Narrow the data below down to the lines containing "html".
"""
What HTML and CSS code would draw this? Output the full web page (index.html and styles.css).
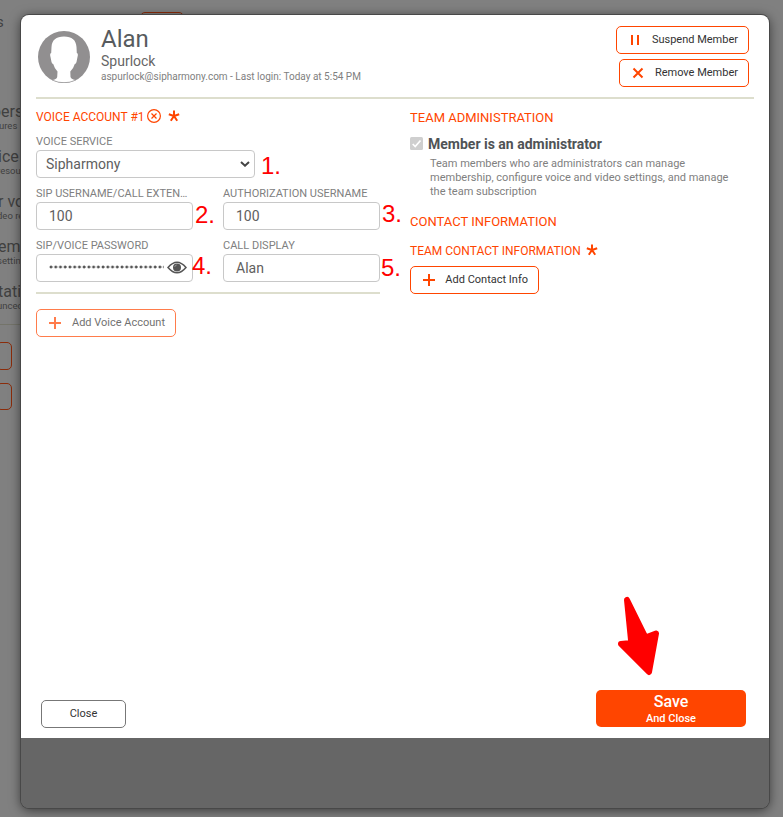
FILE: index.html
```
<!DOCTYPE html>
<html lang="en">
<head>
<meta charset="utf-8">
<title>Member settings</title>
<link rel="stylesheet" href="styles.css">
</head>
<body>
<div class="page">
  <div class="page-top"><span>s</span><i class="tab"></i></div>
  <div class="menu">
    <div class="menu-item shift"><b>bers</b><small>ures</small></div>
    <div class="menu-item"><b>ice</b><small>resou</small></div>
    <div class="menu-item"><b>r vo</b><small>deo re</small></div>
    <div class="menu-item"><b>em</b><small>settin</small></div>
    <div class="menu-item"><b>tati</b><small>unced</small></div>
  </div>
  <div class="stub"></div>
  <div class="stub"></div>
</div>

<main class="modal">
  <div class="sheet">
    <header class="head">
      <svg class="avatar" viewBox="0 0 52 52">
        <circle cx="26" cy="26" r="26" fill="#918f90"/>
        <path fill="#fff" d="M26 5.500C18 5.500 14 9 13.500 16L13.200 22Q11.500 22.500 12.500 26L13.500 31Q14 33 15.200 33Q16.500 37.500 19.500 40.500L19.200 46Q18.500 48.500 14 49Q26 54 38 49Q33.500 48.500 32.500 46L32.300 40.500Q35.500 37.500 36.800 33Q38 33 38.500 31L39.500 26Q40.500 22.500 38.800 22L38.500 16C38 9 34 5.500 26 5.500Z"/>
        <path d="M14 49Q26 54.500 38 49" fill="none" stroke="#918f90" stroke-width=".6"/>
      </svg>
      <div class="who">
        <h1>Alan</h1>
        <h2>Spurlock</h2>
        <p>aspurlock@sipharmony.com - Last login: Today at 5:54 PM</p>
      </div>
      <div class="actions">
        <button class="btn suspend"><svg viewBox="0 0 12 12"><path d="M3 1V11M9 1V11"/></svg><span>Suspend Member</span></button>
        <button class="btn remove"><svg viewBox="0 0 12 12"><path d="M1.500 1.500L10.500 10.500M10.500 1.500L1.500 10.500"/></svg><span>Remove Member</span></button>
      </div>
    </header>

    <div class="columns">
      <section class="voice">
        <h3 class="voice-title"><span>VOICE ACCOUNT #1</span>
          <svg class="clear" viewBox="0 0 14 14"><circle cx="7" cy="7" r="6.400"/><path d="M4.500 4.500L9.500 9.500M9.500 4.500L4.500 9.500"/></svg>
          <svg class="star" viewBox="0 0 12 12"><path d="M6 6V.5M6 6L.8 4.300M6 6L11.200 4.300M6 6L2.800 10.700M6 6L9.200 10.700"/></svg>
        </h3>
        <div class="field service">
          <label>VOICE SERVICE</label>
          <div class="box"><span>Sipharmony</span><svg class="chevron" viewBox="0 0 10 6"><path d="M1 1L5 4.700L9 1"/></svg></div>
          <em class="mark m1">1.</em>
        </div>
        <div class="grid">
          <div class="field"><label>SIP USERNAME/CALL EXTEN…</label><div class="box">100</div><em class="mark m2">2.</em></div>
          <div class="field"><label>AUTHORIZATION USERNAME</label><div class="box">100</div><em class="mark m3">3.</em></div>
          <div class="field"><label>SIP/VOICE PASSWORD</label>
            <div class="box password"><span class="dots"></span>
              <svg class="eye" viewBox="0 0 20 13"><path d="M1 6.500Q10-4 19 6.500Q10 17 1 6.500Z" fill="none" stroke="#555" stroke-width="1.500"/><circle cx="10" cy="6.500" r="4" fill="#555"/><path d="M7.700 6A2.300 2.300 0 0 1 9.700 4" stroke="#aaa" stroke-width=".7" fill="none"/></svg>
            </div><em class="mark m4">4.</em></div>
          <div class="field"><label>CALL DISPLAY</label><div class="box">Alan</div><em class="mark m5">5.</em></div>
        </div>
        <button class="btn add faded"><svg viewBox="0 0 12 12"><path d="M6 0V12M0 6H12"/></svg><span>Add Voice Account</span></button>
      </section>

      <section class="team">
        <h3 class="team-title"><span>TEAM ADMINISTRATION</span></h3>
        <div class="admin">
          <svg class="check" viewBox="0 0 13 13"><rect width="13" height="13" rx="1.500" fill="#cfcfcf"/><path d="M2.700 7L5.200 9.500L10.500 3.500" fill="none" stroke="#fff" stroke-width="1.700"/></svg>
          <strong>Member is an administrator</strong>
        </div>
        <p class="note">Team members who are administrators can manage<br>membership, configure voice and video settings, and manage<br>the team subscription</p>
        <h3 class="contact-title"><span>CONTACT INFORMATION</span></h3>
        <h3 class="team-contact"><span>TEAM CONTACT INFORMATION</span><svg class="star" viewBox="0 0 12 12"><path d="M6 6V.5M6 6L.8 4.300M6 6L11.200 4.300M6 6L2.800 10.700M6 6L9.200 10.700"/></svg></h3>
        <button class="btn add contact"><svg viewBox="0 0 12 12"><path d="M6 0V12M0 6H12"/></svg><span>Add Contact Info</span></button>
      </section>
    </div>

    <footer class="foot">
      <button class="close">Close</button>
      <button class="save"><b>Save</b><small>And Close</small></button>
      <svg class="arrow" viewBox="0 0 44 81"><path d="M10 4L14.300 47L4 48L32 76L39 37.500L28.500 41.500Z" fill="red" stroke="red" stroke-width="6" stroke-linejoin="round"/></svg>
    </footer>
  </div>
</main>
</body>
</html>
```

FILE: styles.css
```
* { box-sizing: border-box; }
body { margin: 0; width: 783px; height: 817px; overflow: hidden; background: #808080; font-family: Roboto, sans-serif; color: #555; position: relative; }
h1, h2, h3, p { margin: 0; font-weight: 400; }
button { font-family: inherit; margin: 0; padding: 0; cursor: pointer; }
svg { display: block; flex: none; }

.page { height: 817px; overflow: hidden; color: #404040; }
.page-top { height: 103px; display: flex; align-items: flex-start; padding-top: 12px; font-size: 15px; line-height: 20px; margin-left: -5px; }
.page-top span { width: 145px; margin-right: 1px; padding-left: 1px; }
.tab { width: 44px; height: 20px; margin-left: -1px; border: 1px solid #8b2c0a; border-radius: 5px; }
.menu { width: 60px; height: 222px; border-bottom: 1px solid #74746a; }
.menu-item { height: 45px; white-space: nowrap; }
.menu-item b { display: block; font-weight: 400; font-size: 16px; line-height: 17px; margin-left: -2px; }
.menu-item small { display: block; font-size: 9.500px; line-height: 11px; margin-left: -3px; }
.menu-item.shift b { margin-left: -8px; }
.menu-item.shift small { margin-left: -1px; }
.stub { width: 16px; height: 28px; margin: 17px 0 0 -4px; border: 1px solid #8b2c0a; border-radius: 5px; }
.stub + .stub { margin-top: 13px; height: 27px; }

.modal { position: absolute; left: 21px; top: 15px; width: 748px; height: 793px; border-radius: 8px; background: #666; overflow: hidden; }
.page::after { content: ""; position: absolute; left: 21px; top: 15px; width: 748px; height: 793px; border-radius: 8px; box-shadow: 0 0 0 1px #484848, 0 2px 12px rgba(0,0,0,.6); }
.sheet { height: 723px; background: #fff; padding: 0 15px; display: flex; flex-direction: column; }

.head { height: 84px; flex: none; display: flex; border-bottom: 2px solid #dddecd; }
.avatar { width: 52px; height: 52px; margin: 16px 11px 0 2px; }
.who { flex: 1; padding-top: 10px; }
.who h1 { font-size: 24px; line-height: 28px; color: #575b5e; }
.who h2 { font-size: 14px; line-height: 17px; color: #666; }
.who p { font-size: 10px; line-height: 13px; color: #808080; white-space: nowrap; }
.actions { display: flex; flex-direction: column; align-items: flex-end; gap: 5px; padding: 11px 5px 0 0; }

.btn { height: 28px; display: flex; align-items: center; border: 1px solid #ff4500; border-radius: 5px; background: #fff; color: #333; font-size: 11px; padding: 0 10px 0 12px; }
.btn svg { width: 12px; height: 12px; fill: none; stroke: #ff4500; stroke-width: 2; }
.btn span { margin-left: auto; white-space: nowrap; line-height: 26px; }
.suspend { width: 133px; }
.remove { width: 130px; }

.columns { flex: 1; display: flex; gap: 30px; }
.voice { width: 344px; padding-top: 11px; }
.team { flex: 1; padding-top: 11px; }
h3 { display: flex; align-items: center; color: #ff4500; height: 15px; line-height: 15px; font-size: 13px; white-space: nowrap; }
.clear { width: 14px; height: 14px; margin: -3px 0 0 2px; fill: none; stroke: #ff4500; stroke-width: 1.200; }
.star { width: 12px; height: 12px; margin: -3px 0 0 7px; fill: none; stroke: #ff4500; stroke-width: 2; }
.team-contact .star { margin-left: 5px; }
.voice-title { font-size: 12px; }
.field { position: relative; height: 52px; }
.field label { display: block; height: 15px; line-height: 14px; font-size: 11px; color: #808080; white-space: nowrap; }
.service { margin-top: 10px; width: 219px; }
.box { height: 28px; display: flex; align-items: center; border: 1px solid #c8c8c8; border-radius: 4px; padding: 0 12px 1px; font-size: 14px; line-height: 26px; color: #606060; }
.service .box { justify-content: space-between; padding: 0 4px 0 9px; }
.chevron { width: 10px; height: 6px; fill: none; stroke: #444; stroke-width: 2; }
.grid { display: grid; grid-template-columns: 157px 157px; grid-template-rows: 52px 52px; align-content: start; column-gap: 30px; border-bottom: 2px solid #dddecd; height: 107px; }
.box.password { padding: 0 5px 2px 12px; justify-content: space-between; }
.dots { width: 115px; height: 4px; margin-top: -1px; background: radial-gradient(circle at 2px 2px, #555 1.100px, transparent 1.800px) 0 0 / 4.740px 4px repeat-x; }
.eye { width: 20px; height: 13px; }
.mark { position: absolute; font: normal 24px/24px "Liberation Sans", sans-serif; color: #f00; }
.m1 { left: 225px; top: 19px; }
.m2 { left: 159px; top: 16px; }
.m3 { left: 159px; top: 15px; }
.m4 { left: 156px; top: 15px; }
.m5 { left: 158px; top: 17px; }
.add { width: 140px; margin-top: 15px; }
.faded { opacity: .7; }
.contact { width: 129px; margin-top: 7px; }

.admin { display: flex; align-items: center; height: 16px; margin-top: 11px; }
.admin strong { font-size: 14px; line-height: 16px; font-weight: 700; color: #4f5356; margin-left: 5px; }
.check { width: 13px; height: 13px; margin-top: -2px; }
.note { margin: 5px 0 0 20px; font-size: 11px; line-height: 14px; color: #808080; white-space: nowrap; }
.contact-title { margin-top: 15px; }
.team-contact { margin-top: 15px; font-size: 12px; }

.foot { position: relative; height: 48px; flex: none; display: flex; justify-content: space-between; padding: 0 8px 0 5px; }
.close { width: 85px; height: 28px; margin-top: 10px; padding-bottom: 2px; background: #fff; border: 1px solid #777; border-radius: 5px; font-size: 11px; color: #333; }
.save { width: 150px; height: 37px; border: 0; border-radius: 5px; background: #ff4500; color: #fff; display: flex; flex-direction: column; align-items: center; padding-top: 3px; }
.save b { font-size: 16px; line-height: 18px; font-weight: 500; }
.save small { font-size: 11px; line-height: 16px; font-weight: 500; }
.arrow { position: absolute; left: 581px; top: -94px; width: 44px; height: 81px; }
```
"""
### Answer in full
What HTML and CSS code would draw this? Output the full web page (index.html and styles.css).
FILE: index.html
<!DOCTYPE html>
<html lang="en">
</html>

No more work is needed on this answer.